Photo=Mehaniq/Shutterstock
Photo=Mehaniq/Shutterstock

Bitcoin (BTC) has been trading below $75,000 for an 18th day, dampening investor sentiment. Even amid macro uncertainty, however, some on-chain and derivatives indicators are showing signs of improvement, fueling talk of a short-term bounce.

On the 23rd (local time), Cointelegraph, citing analyses from multiple experts, assessed that “it is too early to conclude that the $60,200 level posted on Feb. 6 was the cycle low, but amid liquidity concerns and valuation pressure on tech stocks, a combination of improving mining indicators and shifts in futures positioning could allow Bitcoin to attempt a short-term recovery back to $75,000.”

Recently, Bitcoin slid intraday to as low as $64,200 amid macro headwinds including a pullback in global equities and U.S. President Donald Trump’s decision to raise the baseline import tariff by 15%. The downtrend has persisted as risk-off sentiment intensified. Past episodes, however, suggest that when signals emerge of easing liquidity conditions, prices tend to rebound quickly. A notable example is the sharp rally over the months following the U.S. Federal Reserve’s expanded support for funding markets in March 2020.
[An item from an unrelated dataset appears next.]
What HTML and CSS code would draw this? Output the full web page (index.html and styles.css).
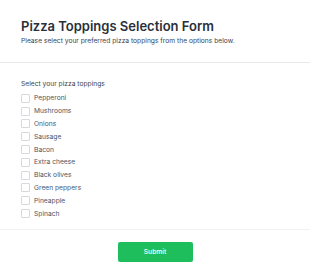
FILE: index.html
```html
<!DOCTYPE html>
<html lang="en">
<head>
    <meta charset="UTF-8">
    <meta name="viewport" content="width=device-width, initial-scale=1.0">
    <title>Pizza Toppings Selection Form</title>
    <link rel="stylesheet" href="styles.css">
</head>
<body>
    <form class="form">
        <div class="form-header">
            <h1>Pizza Toppings Selection Form</h1>
            <p>Please select your preferred pizza toppings from the options below.</p>
        </div>
        <div class="form-body">
            <div class="group-label">Select your pizza toppings</div>
            <ul class="options">
                <li><label><input type="checkbox"><span class="box"></span>Pepperoni</label></li>
                <li><label><input type="checkbox"><span class="box"></span>Mushrooms</label></li>
                <li><label><input type="checkbox"><span class="box"></span>Onions</label></li>
                <li><label><input type="checkbox"><span class="box"></span>Sausage</label></li>
                <li><label><input type="checkbox"><span class="box"></span>Bacon</label></li>
                <li><label><input type="checkbox"><span class="box"></span>Extra cheese</label></li>
                <li><label><input type="checkbox"><span class="box"></span>Black olives</label></li>
                <li><label><input type="checkbox"><span class="box"></span>Green peppers</label></li>
                <li><label><input type="checkbox"><span class="box"></span>Pineapple</label></li>
                <li><label><input type="checkbox"><span class="box"></span>Spinach</label></li>
            </ul>
        </div>
        <div class="form-footer">
            <button type="button" class="submit">Submit</button>
        </div>
    </form>
</body>
</html>
```

FILE: styles.css
```css
/* General styles */
body {
    font-family: Inter, "Noto Sans", sans-serif;
    margin: 0;
    padding: 0;
    background-color: #fff;
    color: #1f2937;
}
.form-header {
    padding: 18px 21px 17px;
    border-bottom: 1px solid #e8e9eb;
}
.form-header h1 {
    margin: 0;
    font-size: 13px;
    font-weight: 600;
    color: #2a2f3a;
}
.form-header p {
    margin: 3px 0 0;
    font-size: 6.7px;
    color: #3d4451;
}
/* Options */
.form-body {
    padding: 17px 21px 9px;
    border-bottom: 1px solid #f1f2f4;
}
.group-label {
    font-size: 6.7px;
    color: #3d4451;
    margin-bottom: 4px;
}
.options {
    list-style: none;
    margin: 0;
    padding: 0;
}
.options li {
    height: 12.8px;
}
.options label {
    display: flex;
    align-items: center;
    font-size: 6.7px;
    color: #4b5563;
    height: 100%;
}
.options input {
    display: none;
}
.options .box {
    width: 7px;
    height: 7px;
    border: 1px solid #d6d9de;
    border-radius: 1px;
    margin-right: 4px;
    background: #fff;
}
/* Footer */
.form-footer {
    display: flex;
    justify-content: center;
    padding: 12px 0;
}
.submit {
    background-color: #1ebe5d;
    color: white;
    border: none;
    border-radius: 2px;
    width: 75px;
    height: 20px;
    font-family: Inter, "Noto Sans", sans-serif;
    font-size: 6.7px;
    font-weight: 500;
    cursor: pointer;
}
```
On the supply-demand front, some changes are being detected. In the CME Bitcoin futures market, large speculators have recently shifted from net short to net long. Historically, such positioning changes have coincided with major bottoming phases.

Mining metrics are also flashing signs of stabilization. After the hashrate fell about 25% in January, it has now largely recovered. The latest ASIC rigs released in 2024–2025 are assessed to remain profitable even with power costs of $0.07 per kWh. This suggests the likelihood of a sharp surge in miner selling pressure is limited.

While short-term volatility may persist, the market is placing more weight on a base-building phase within a range rather than a structural breakdown. Ultimately, liquidity conditions and whether risk appetite for risky assets returns are expected to be key to any attempt to reclaim the $75,000 level.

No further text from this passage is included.